Forty-eight contraceptives were affected by the TRO released in 2015, 15 of which expired in 2016. More are expected to disappear from the market by next year.
The main purpose for contraceptives is to prevent unwanted pregnancy. Some contraceptives do this by delaying ovulation, while some pills thicken the cervical mucus to make it difficult for the sperm to pass through. The TRO was granted following a formal complaint filed to the SC by the Alliance for the Family and Foundation. According to the complaint, there are 77 contraceptive brands that cause abortion. The TRO effectively prohibits the Food and Drugs Administration (FDA)’s approval or re-certification of these reproductive products.
Weighing the pros and cons
According to the 2016 report of the United Nations Population Fund, one in 10 Filipino women between the ages of 15 to 19 have already given birth at least once. Meanwhile, the Philippines National Demographic and Health Survey reveals that one in three births are unplanned.
Other than their intended use for birth control, oral contraceptives are also prescribed to women with medical conditions such as Polycystic Ovary Syndrome, Endometriosis, and Primary Ovarian Insufficiency, to name a few. According to critics, the non-lifting of the TRO in the immediate future will render the oral contraceptive market obsolete. This also limits the treatment options for women suffering from gynecological diseases.

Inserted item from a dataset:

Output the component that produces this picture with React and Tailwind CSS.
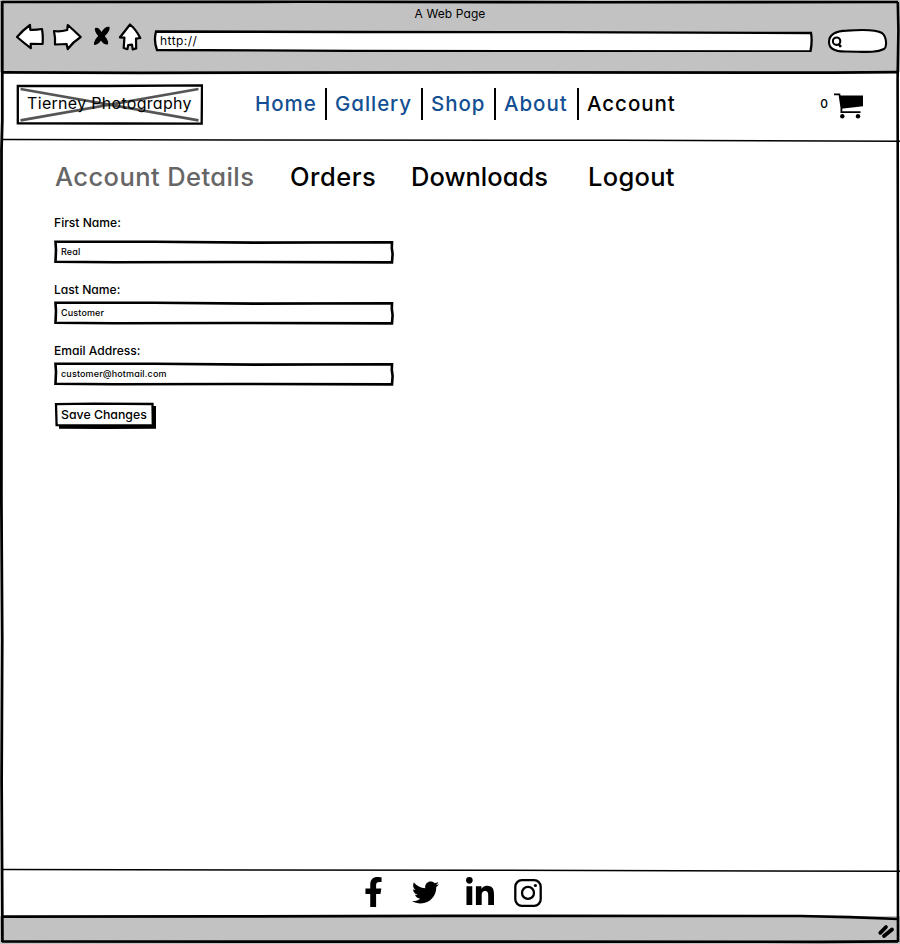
import React from 'react';
import { FaFacebookF, FaTwitter, FaLinkedinIn } from 'react-icons/fa';

function Frame() {
  return (
    <svg className="pointer-events-none absolute inset-0 z-10" width="900" height="944" fill="none" stroke="#000">
      <path d="M2 2 L300 1.8 L600 2.2 L898 2" strokeWidth="2.6" />
      <path d="M2.2 1 L2.3 120 L1.5 150 L1.4 500 L2.2 640 L1.6 780 L2.4 942" strokeWidth="2.8" />
      <path d="M897.8 2 L898.4 30 L897.6 80 L898.3 500 L897.8 700 L898 942" strokeWidth="2.6" />
      <path d="M2 72.3 L140 72.8 L520 72.3 L833 72.6 L898 72.2" strokeWidth="2.8" />
      <path d="M3 139.4 L240 140 L620 140.3 L900 141.2" strokeWidth="1.5" />
      <path d="M3 869.6 L480 870.2 L900 871.3" strokeWidth="1.5" />
      <path d="M2 916.6 L230 916.4 L450 915.8 L800 916 L850 917.2 L898 919" strokeWidth="2.7" />
      <path d="M2 941.5 L430 941.6 L820 941.8 L898 941.4" strokeWidth="2.7" />
    </svg>
  );
}

function BrowserIcons() {
  return (
    <svg width="126" height="28" viewBox="16 23 126 28" fill="#fff" stroke="#000" strokeWidth="2.2" strokeLinejoin="round" className="ml-4 mt-[23px] shrink-0">
      <path d="M17 37 Q23 30 30 25 L30.3 29.8 Q36 30 42 29 Q43.2 36 42.6 44 L30.7 43.8 L30.8 48.2 Q24 43 17 37Z" />
      <path d="M54 31 Q60 32 67.2 30 L67.8 25 Q74 30.5 80.7 37 Q73 42 67.7 49 L66.6 44 L55 44.5 Q55.5 38 54 31Z" />
      <path d="M95 28 Q98.5 26.5 101.5 32 Q105 26 109.5 26.8 Q110.5 31 104.8 36 Q109.5 42 107.8 44.5 Q103.5 45 101 40.5 Q97.5 45.5 94 44.8 Q93.5 40.5 98.2 36 Q94 31 95 28Z" fill="#000" stroke="none" />
      <path d="M130 24.5 Q125 31 120 37.3 L124.4 37.6 L123.7 48 L127.4 49.2 L128.2 45 L132 44.7 L132.7 49.4 L136.2 48.4 L136 38.6 L140.3 38 Q136 29.5 130 24.5Z" />
    </svg>
  );
}

function SketchField({ label, value, gap }) {
  return (
    <label className="block">
      <span className="block h-[18px] text-[12.1px] leading-[18px]">{label}</span>
      <span className={`relative flex h-6 w-[340px] items-center ${gap}`}>
        <svg className="absolute inset-0" width="340" height="24" fill="#fff" stroke="#000">
          <path d="M1.5 1.8 L100 1.7 L200 2.6 L338 2.2 L337.8 8 L338.6 14 L338 22.4 L180 22 L60 22.2 L1.5 21.8 L2 10Z" strokeWidth="2.6" />
        </svg>
        <span className="relative pl-[7px] text-[9px] leading-3 tracking-[0.14px]">{value}</span>
      </span>
    </label>
  );
}

const links = [
  ['Home', 'w-[70px]'],
  ['Gallery', 'w-[86px]'],
  ['Shop', 'w-[63px]'],
  ['About', 'w-[73px]'],
];

export default function App() {
  return (
    <div className="relative flex h-[944px] w-[900px] flex-col overflow-hidden bg-white font-['Inter','Lato',sans-serif] font-medium text-black [font-feature-settings:'cv11']">
      <Frame />
      <header className="relative flex h-[72px] shrink-0 bg-[#c2c2c2]">
        <div className="absolute inset-x-0 top-[5px] text-center text-[12px] leading-[18px] font-normal tracking-[0.1px]">A Web Page</div>
        <BrowserIcons />
        <div className="relative ml-[11px] mt-[30px] flex h-[22px] w-[661px] items-center">
          <svg className="absolute inset-0" width="661" height="22" fill="#fff" stroke="#000">
            <path d="M3 1.5 L200 2 L400 2.2 L658 3 Q659.5 11 657.5 21.3 L400 21.2 L200 20.8 L4 20 Q.5 11 3 1.5Z" strokeWidth="2.3" />
          </svg>
          <span className="relative pl-[7px] text-[12px] leading-4 font-normal tracking-[0.45px]">http://</span>
        </div>
        <svg className="ml-[13px] mt-[28px]" width="62" height="26" viewBox="827 28 62 26" fill="#fff" stroke="#000" strokeWidth="2.1">
          <path d="M829 42 C829 35 835 31 847 30.6 C862 29.5 877 30 882 33 C887 37 887 47 884 49 C875 53.5 862 51.5 845 51.5 C834 51.5 829 48 829 42Z" />
          <circle cx="836.6" cy="41.2" r="3.7" />
          <path d="M838.5 44 L841 47" strokeWidth="2.6" />
        </svg>
      </header>

      <nav className="flex h-[68px] shrink-0 items-start text-[20.5px] leading-7 tracking-[0.95px]">
        <div className="relative ml-4 mt-3 flex h-[41px] w-[187px] items-center justify-center">
          <svg className="absolute inset-0" width="187" height="41" fill="none" stroke="#000">
            <path d="M1.8 1.8 L90 2 L186 1.3 L185.7 39.6 L100 39.5 L1.8 39.3Z" strokeWidth="2.3" />
            <path d="M4.5 5 L182.5 36.3 M4.5 36.3 L182.5 5" stroke="#555" strokeWidth="2.7" />
          </svg>
          <span className="relative -top-0.5 text-[16px] leading-6 font-normal tracking-[0.3px] whitespace-nowrap">Tierney Photography</span>
        </div>
        <div className="ml-[52px] mt-4 flex h-8 items-center text-[#134f93]">
          {links.map(([name, width]) => (
            <React.Fragment key={name}>
              <span className={`${width} -mt-px`}>{name}</span>
              <span className="mr-[8px] h-8 w-[2px] bg-black" />
            </React.Fragment>
          ))}
          <span className="-mt-px w-[90px] text-black">Account</span>
        </div>
        <div className="ml-auto mr-9 mt-5 flex tracking-normal">
          <span className="mr-[5px] mt-[3px] text-[12px] leading-[18px]">0</span>
          <svg width="31" height="28" viewBox="833 92 31 28">
            <path d="M834 94.3 H839.4 L841.4 107.5 V112.2 H860.5" fill="none" stroke="#000" strokeWidth="1.8" />
            <path d="M839.6 95.5 H863 V106.2 L841.2 108.8Z" />
            <circle cx="842.3" cy="116.2" r="2.2" />
            <circle cx="858" cy="116.2" r="2.2" />
          </svg>
        </div>
      </nav>

      <main className="flex grow flex-col pl-[54px]">
        <div className="flex h-[72px] pt-5 text-[25.5px] leading-[34px]">
          <span className="w-[235px] pl-px tracking-[0.42px] text-[#666]">Account Details</span>
          <span className="w-[122px] pl-px tracking-[0.5px]">Orders</span>
          <span className="w-[176px]">Downloads</span>
          <span className="pl-px tracking-[0.3px]">Logout</span>
        </div>
        <div className="flex flex-col pt-[2px]">
          <SketchField label="First Name:" value="Real" gap="mt-2" />
          <div className="mt-[17px]">
            <SketchField label="Last Name:" value="Customer" gap="mt-[2px]" />
          </div>
          <div className="mt-[17px]">
            <SketchField label="Email Address:" value="customer@hotmail.com" gap="mt-[2px]" />
          </div>
        </div>
        <button className="relative mt-4 flex h-7 w-[104px] items-center text-left">
          <svg className="absolute inset-0" width="104" height="28" fill="#fff" stroke="#000">
            <path d="M5 25.3 L50 25.6 L100.5 25.2 L100.5 4" strokeWidth="3" fill="none" />
            <path d="M2 2.2 L40 1.6 L98.5 2 L98.8 23.2 L50 23.3 L2.6 23.2Z" strokeWidth="2.3" />
          </svg>
          <span className="relative -top-px pl-[7px] text-[12.3px] leading-[18px] whitespace-nowrap">Save Changes</span>
        </button>
      </main>

      <footer className="flex h-[46px] shrink-0 items-start pl-[364px]">
        <FaFacebookF className="mt-[7px] h-[30px] w-[19px]" />
        <FaTwitter className="ml-[29px] mt-[9px] h-[27px] w-[27px]" />
        <FaLinkedinIn className="ml-[27px] mt-[7px] h-8 w-7" />
        <svg className="ml-5 mt-[9px]" width="28" height="28" viewBox="0 0 28 28" fill="none" stroke="#000" strokeWidth="2.3">
          <rect x="1.3" y="1.2" width="25.4" height="25.6" rx="6.5" />
          <circle cx="14" cy="13.9" r="6" />
          <circle cx="21.4" cy="6.5" r="1.6" fill="#000" stroke="none" />
        </svg>
      </footer>
      <div className="flex h-[28px] shrink-0 justify-end bg-[#c2c2c2]">
        <svg width="24" height="24" viewBox="876 916 24 24" stroke="#000" strokeWidth="3.8" strokeLinecap="round">
          <path d="M880.3 932.8 L886 927 M884 936 L892 929.5" />
        </svg>
      </div>
    </div>
  );
}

However, despite its medical benefits, the use of contraceptive drugs also has side effects. For one, sexually active women have increased susceptibility to Sexually Transmitted Diseases (STD) when ingesting oral contraceptives.
Theology and Religious Education Department Assistant Professor Ronaldo Celestial stresses the need for contraceptive drugs and devices to undergo tests by the FDA. This will ensure that they are non-life threatening and safe for public use and consumption.

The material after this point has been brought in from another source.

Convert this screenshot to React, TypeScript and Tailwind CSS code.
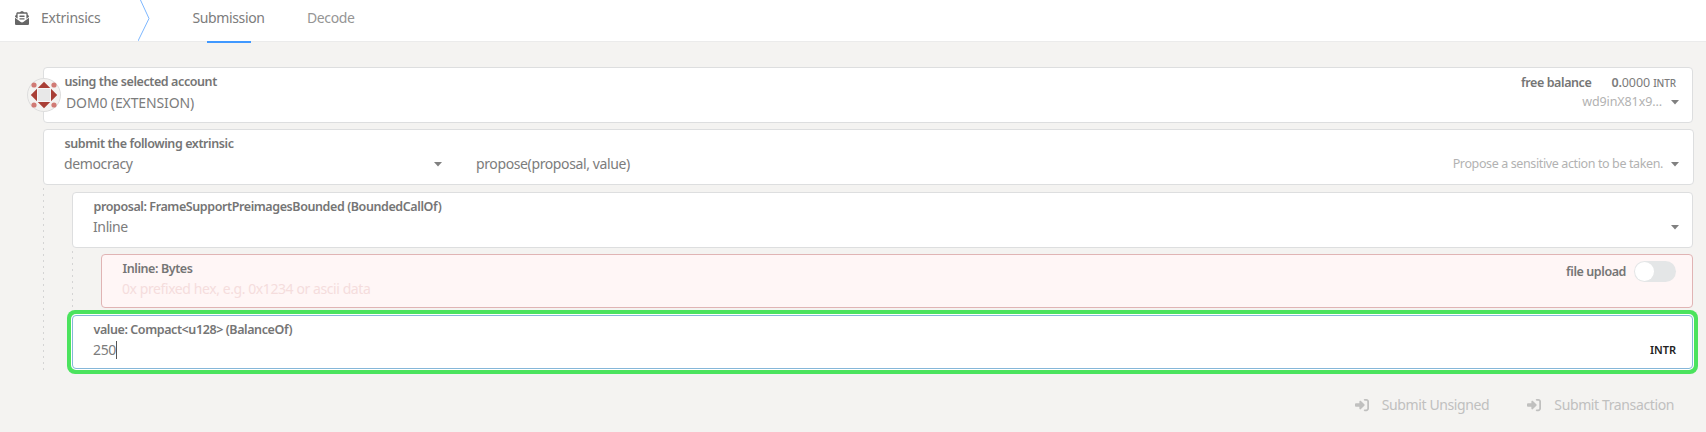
import React from "react";
import { FaEnvelopeOpenText } from "react-icons/fa";
import { FaRightToBracket } from "react-icons/fa6";

function Caret({ className = "" }: { className?: string }) {
  return (
    <svg className={`shrink-0 ${className}`} width="8" height="5" viewBox="0 0 8 5">
      <path d="M0 0h8L4 4.600z" fill="#808080" />
    </svg>
  );
}

function Label({ children }: { children: React.ReactNode }) {
  return (
    <div className="whitespace-nowrap pl-[0.5px] text-[12.5px] leading-[18px] font-semibold tracking-[-0.41px] text-[#757575]">
      {children}
    </div>
  );
}

function Identicon() {
  return (
    <svg className="absolute -left-[17px] top-[10px]" width="34" height="34" viewBox="0 0 34 34">
      <circle cx="17" cy="17" r="16.500" fill="#f4f3f1" stroke="#dddddd" />
      <path d="M17 3.800l6.700 6.700h-13.400zM17 30.200l6.700-6.700h-13.400zM3.800 17l6.700-6.700v13.400zM30.200 17l-6.700-6.700v13.400z" fill="#a93f36" />
      <rect x="10.500" y="10.500" width="13" height="13" fill="#e8e8e8" stroke="#f6f6f6" />
      <g fill="#d17a74">
        <circle cx="7" cy="7" r="2.600" />
        <circle cx="27" cy="7" r="2.600" />
        <circle cx="7" cy="27" r="2.600" />
        <circle cx="27" cy="27" r="2.600" />
      </g>
    </svg>
  );
}

export default function App() {
  return (
    <div className="h-[432px] w-[1706px] overflow-hidden bg-[#f4f3f1] font-['Noto_Sans',sans-serif] text-[14px] leading-5 tracking-[-0.38px] text-[#7c7c7c]">
      <header className="flex h-[42px] border-b border-[#ebebeb] bg-white">
        <div className="flex h-9 w-[138px] items-center pl-[15px]">
          <FaEnvelopeOpenText size={14} className="text-[#666]" />
          <span className="ml-3 tracking-[-0.25px]">Extrinsics</span>
        </div>
        <svg width="13" height="41" viewBox="0 0 13 41" fill="none">
          <path d="M2 -1L11 18.500L0 41" stroke="#7db7ff" />
        </svg>
        <nav className="flex">
          <div className="ml-[42px] flex h-[43px] w-[71px] flex-col items-center">
            <span className="flex h-9 items-center">Submission</span>
            <span className="mt-auto h-[2px] w-[44px] shrink-0 bg-[#4098ff]" />
          </div>
          <span className="ml-[43px] flex h-9 items-center text-[#959595]">Decode</span>
        </nav>
      </header>

      <main className="flex flex-col pl-[43px] pt-[25px]">
        <section className="relative flex h-14 w-[1650px] justify-between rounded border border-[#dddedf] bg-white pl-[20px] pr-[13px] pt-[5px]">
          <Identicon />
          <div>
            <Label>using the selected account</Label>
            <div className="mt-[2px] pl-[2px] tracking-[-0.13px]">DOM0 (EXTENSION)</div>
          </div>
          <div className="flex flex-col items-end">
            <div className="flex pr-[3px] pt-px">
              <Label>free balance</Label>
              <div className="ml-5 text-[12.5px] leading-[18px] tracking-[-0.1px]">
                <b className="font-semibold">0.</b>0000 <span className="text-[10px] font-medium">INTR</span>
              </div>
            </div>
            <div className="flex items-center text-[12.5px] leading-5 tracking-[-0.1px] text-[#b2b2b2]">
              wd9inX81x9…
              <Caret className="ml-[9px]" />
            </div>
          </div>
        </section>

        <section className="mt-[6px] h-14 w-[1651px] rounded border border-[#dddedf] bg-white pl-[20px] pr-[14px] pt-[5px]">
          <Label>submit the following extrinsic</Label>
          <div className="mt-px flex items-center">
            <span className="w-[370px]">democracy</span>
            <Caret />
            <span className="ml-[34px]">propose(proposal, value)</span>
            <span className="ml-auto text-[12.5px] text-[#b2b2b2]">Propose a sensitive action to be taken.</span>
            <Caret className="ml-[8px]" />
          </div>
        </section>

        <div className="flex">
          <div className="mt-[3px] h-[186px] w-px bg-[repeating-linear-gradient(to_bottom,#d4d4d4_0_2px,transparent_2px_6px)]" />
          <div className="ml-[28px] pt-[7px]">
            <section className="h-14 w-[1621px] rounded border border-[#dddedf] bg-white pl-[20px] pr-[13px] pt-[5px]">
              <Label>proposal: FrameSupportPreimagesBounded (BoundedCallOf)</Label>
              <div className="mt-px flex items-center justify-between">
                Inline
                <Caret />
              </div>
            </section>
            <div className="flex">
              <div className="mt-[3px] h-[57px] w-px bg-[repeating-linear-gradient(to_bottom,#d4d4d4_0_2px,transparent_2px_6px)]" />
              <section className="ml-[28px] mt-[6px] flex h-[54px] w-[1592px] justify-between rounded border border-[#e0b4b4] bg-[#fff6f6] pl-[20px] pr-[16px] pt-[5px]">
                <div>
                  <Label>Inline: Bytes</Label>
                  <div className="mt-px tracking-[-0.42px] text-[#f5dddd]">0x prefixed hex, e.g. 0x1234 or ascii data</div>
                </div>
                <div className="flex h-[23px] items-center">
                  <Label>file upload</Label>
                  <div className="ml-2 h-[21px] w-[42px] rounded-full bg-[#e4e6e7] p-px">
                    <div className="h-[19px] w-[19px] rounded-full bg-white" />
                  </div>
                </div>
              </section>
            </div>
            <section className="-ml-[5px] mt-[2px] h-[64px] w-[1631px] rounded-[8px] bg-[#4be35e] p-1">
              <div className="h-14 rounded-[5px] bg-white p-px">
                <div className="h-[54px] rounded border border-[#85b7d9] pl-[20px] pr-[16px] pt-[5px]">
                  <Label>value: Compact&lt;u128&gt; (BalanceOf)</Label>
                  <div className="mt-px flex items-center">
                    250
                    <span className="h-[18px] w-px bg-[#555]" />
                    <span className="ml-auto text-[11px] font-semibold tracking-normal text-[#222]">INTR</span>
                  </div>
                </div>
              </div>
            </section>
          </div>
        </div>

        <footer className="mt-[21px] flex w-[1631px] items-center justify-end text-[#c0c0bf]">
          <FaRightToBracket size={14} />
          <span className="ml-[13px]">Submit Unsigned</span>
          <FaRightToBracket size={14} className="ml-[38px]" />
          <span className="ml-[13px]">Submit Transaction</span>
        </footer>
      </main>
    </div>
  );
}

According to Celestial, the issuance of the TRO by the Supreme Court is statutory, as it simply upholds the provisions of the RPRH Law and the Constitution. He also adds that the TRO does not put a stop to the whole RPRH Law. “The government can proceed with the implementation except with matters pertaining to contraceptives,” he explains.
On the other hand, Economics Department Professor Ma. Ella Oplas believes the main essence of the RPRH Law is to provide people with choices. “I think it is vital for people to be given choices, and for those choices to be readily available,” she states.

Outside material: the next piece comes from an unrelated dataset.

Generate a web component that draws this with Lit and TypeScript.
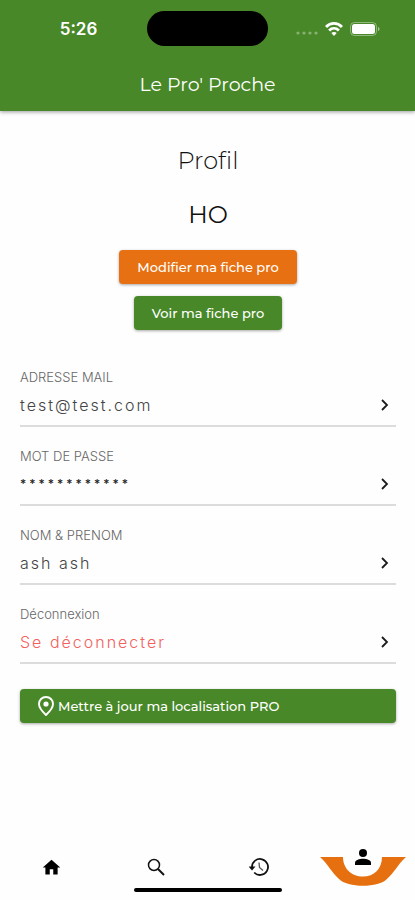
import { LitElement, html, css, svg } from "lit";
import { customElement, property } from "lit/decorators.js";

@customElement("status-bar")
class StatusBar extends LitElement {
  static styles = css`
    :host {
      display: grid;
      grid-template-columns: 1fr 121px 1fr;
      align-items: center;
      height: 35px;
      color: #fff;
    }
    .time {
      text-align: center;
      font-family: Inter, sans-serif;
      font-size: 17px;
      font-weight: 600;
      line-height: 20px;
      padding-left: 10px;
    }
    .island {
      height: 35px;
      border-radius: 18px;
      background: #000;
    }
    .signals {
      display: flex;
      align-items: center;
      justify-content: flex-end;
      gap: 7px;
      padding-right: 35px;
    }
    svg { display: block; }
  `;
  render() {
    return html`
      <div class="time">5:26</div>
      <div class="island"></div>
      <div class="signals">
        <svg width="22" height="14" viewBox="0 0 22 14" fill="#fff" opacity=".35">
          ${[2, 8, 14, 20].map((x) => svg`<circle cx=${x} cy="11" r="1.6" />`)}
        </svg>
        <svg width="18" height="14" viewBox="0 0 18 14" fill="none" stroke="#fff" stroke-width="2.8">
          <path d="M1 5C5.500 .2 12.500 .2 17 5" />
          <path d="M4.100 8.500C7 5.700 11 5.700 13.900 8.500" />
          <path d="M9 14L6.300 11C7.800 9.500 10.200 9.500 11.700 11Z" fill="#fff" stroke="none" />
        </svg>
        <svg width="30" height="14" viewBox="0 0 30 14">
          <rect x=".5" y=".5" width="26" height="13" rx="4" fill="none" stroke="#fff" opacity=".4" />
          <rect x="2" y="2" width="23" height="10" rx="2.500" fill="#fff" />
          <path d="M28 5C30 5.500 30 8.500 28 9Z" fill="#fff" opacity=".5" />
        </svg>
      </div>
    `;
  }
}

@customElement("profile-row")
class ProfileRow extends LitElement {
  @property() label = "";
  @property() value = "";
  @property() kind = "";

  static styles = css`
    :host { display: block; }
    .row {
      display: block;
      width: 100%;
      padding: 18px 0 8px;
      border: 0;
      border-bottom: 2px solid #dcdcdc;
      background: none;
      font-family: Inter, sans-serif;
      text-align: left;
      cursor: pointer;
    }
    .label {
      display: block;
      font-size: 13px;
      line-height: 22px;
      font-weight: 300;
      color: #666;
    }
    .line {
      display: flex;
      align-items: center;
      justify-content: space-between;
      margin-top: 5px;
      padding-right: 7px;
      height: 24px;
    }
    .value {
      font-size: 16px;
      line-height: 24px;
      font-weight: 300;
      letter-spacing: 2px;
      color: #444;
    }
    .secret { font-size: 12px; font-weight: 500; letter-spacing: 3px; color: #222; }
    .danger { color: #f2605f; }
    svg { display: block; }
  `;
  render() {
    return html`
      <button class="row" type="button">
        <span class="label">${this.label}</span>
        <span class="line">
          <span class="value ${this.kind}">${this.value}</span>
          <svg width="9" height="12" viewBox="0 0 9 12" fill="none" stroke="#1c1c1c" stroke-width="1.800">
            <path d="M2 1L7 6L2 11" />
          </svg>
        </span>
      </button>
    `;
  }
}

@customElement("bottom-nav")
class BottomNav extends LitElement {
  static styles = css`
    :host { display: block; }
    nav {
      display: grid;
      grid-template-columns: repeat(4, 1fr);
      height: 40px;
    }
    a {
      display: flex;
      align-items: center;
      justify-content: center;
      color: #000;
    }
    .indicator {
      width: 148px;
      height: 4px;
      margin: 1px auto 8px;
      border-radius: 2px;
      background: #000;
    }
    svg { display: block; }
  `;
  render() {
    return html`
      <nav>
        <a href="#accueil" aria-label="Accueil">
          <svg width="21" height="21" viewBox="0 0 24 24"><path d="M10 20v-6h4v6h5v-8h3L12 3 2 12h3v8z" /></svg>
        </a>
        <a href="#recherche" aria-label="Recherche">
          <svg width="18" height="18" viewBox="0 0 18 18" fill="none" stroke="#111" stroke-width="1.500">
            <circle cx="7" cy="7" r="5.500" />
            <path d="M11 11L17 17" stroke-width="1.900" />
          </svg>
        </a>
        <a href="#historique" aria-label="Historique">
          <svg width="20" height="20" viewBox="0 0 20 20" fill="none" stroke="#111" stroke-width="1.800">
            <path d="M3 10A8 8 0 1 1 5.200 15.500" />
            <path d="M-.5 9.500H6.500L3 13.500Z" fill="#111" stroke="none" />
            <path d="M10 5.500L10.500 10.500L14 13.500" stroke="#555" stroke-width="1.300" />
          </svg>
        </a>
        <a href="#profil" aria-label="Profil" aria-current="page">
          <svg width="86" height="40" viewBox="0 0 86 40">
            <path fill="#e6700f" d="M0 10H23C23 22 32 29.500 43 29.500S62 22 62 10H86C78 17 74 26 67 32C59 41 27 41 19 32C12 26 8 17 0 10Z" />
            <circle cx="43" cy="6" r="4" />
            <path d="M35 18V15.500C36 10.500 50 10.500 51 15.500V18Z" />
          </svg>
        </a>
      </nav>
      <div class="indicator"></div>
    `;
  }
}

@customElement("app-root")
class AppRoot extends LitElement {
  static styles = css`
    :host {
      display: flex;
      flex-direction: column;
      min-height: 100vh;
      background: #fefefe;
      color: #111;
      font-family: Montserrat, Inter, "Open Sans", sans-serif;
    }
    header {
      padding: 11px 0 13px;
      background: #488828;
      box-shadow: 0 1px 4px rgba(0, 0, 0, 0.4);
    }
    .brand {
      margin-top: 26px;
      text-align: center;
      font-size: 19px;
      line-height: 26px;
      color: #fff;
    }
    main {
      flex: 1;
      display: flex;
      flex-direction: column;
      padding: 35px 19px 24px 20px;
    }
    h1, h2 {
      margin: 0;
      text-align: center;
      font-size: 24px;
      line-height: 30px;
      font-weight: 300;
    }
    h2 {
      margin-top: 24px;
      font-weight: 400;
    }
    .actions {
      display: flex;
      flex-direction: column;
      align-items: center;
      gap: 12px;
      margin: 20px 0 18px;
    }
    .btn {
      height: 34px;
      padding: 0 18px;
      border: 0;
      border-radius: 4px;
      background: #488828;
      box-shadow: 0 1px 3px rgba(0, 0, 0, 0.35);
      color: #fff;
      font: inherit;
      font-size: 13px;
      font-weight: 500;
      cursor: pointer;
    }
    .edit { background: #e77112; }
    .locate {
      display: flex;
      align-items: center;
      gap: 4px;
      margin-top: 25px;
    }
  `;
  render() {
    return html`
      <header>
        <status-bar></status-bar>
        <div class="brand">Le Pro' Proche</div>
      </header>
      <main>
        <h1>Profil</h1>
        <h2>HO</h2>
        <div class="actions">
          <button class="btn edit" type="button">Modifier ma fiche pro</button>
          <button class="btn" type="button">Voir ma fiche pro</button>
        </div>
        <profile-row label="ADRESSE MAIL" value="test@test.com"></profile-row>
        <profile-row label="MOT DE PASSE" value="************" kind="secret"></profile-row>
        <profile-row label="NOM &amp; PRENOM" value="ash ash"></profile-row>
        <profile-row label="Déconnexion" value="Se déconnecter" kind="danger"></profile-row>
        <button class="btn locate" type="button">
          <svg width="16" height="20" viewBox="0 0 16 20">
            <path d="M8 1C4 1 1 4 1 8C1 12.500 8 19 8 19S15 12.500 15 8C15 4 12 1 8 1Z" fill="none" stroke="#fff" stroke-width="1.900" />
            <circle cx="8" cy="8" r="2.600" fill="#fff" />
          </svg>
          Mettre à jour ma localisation PRO
        </button>
      </main>
      <bottom-nav></bottom-nav>
    `;
  }
}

The DLSU community on the RPRH Law
In a statement released by the DLSU faculty last 2012, professors which signed believed that the Reproductive Health Bill to be pro-life. Some students of the University also expressed their support for the then-bill, stating that it was to be beneficial to a poverty-stricken country like the Philippines. Others believed that it would empower people to make better choices because it provides knowledge and awareness on sex.
Oplas, however, believes that the country is not ready for the full implementation of the RPRH Law. She argues that there is a lack of assurance if there is actually a demand for contraceptives among Filipinos, and if the law will ever be fully implemented given the limited budget of the government.
Oplas proposes that, prior to the full implementation of the law, the government should first direct its efforts into information dissemination about the use of contraceptives. She adds that evaluating the results upon full implementation would also help in determining whether or not contraceptives are really a viable birth control option for the people.
Similar to the stand of pro-life groups and the Catholic Church, for Celestial, the best method of family planning is fertility awareness or the Natural Family Planning method. This method determines the woman’s fertility period by tracking her menstrual cycle. It informs the couple of the time period in which they should not engage in sexual intercourse in order to avoid pregnancy.
“This method may present some hassle or difficulty, but it encourages communication between the couple and is 100 percent side effect-free on the woman’s physical well-being,” Celestial adds.
Meanwhile, Oplas believes that the RPRH Law only contributes, not attributes, to population control. She believes that other than the use of contraceptives, there are also other ways to bring down population, such as by giving disincentives for bearing another child.
She also adds that one priority of the Duterte administration today, which is building infrastructures, also helps curb population growth as it entices foreign investors. These investments will then create job opportunities for Filipinos that provide them with the capacity to rear children and have a comfortable life.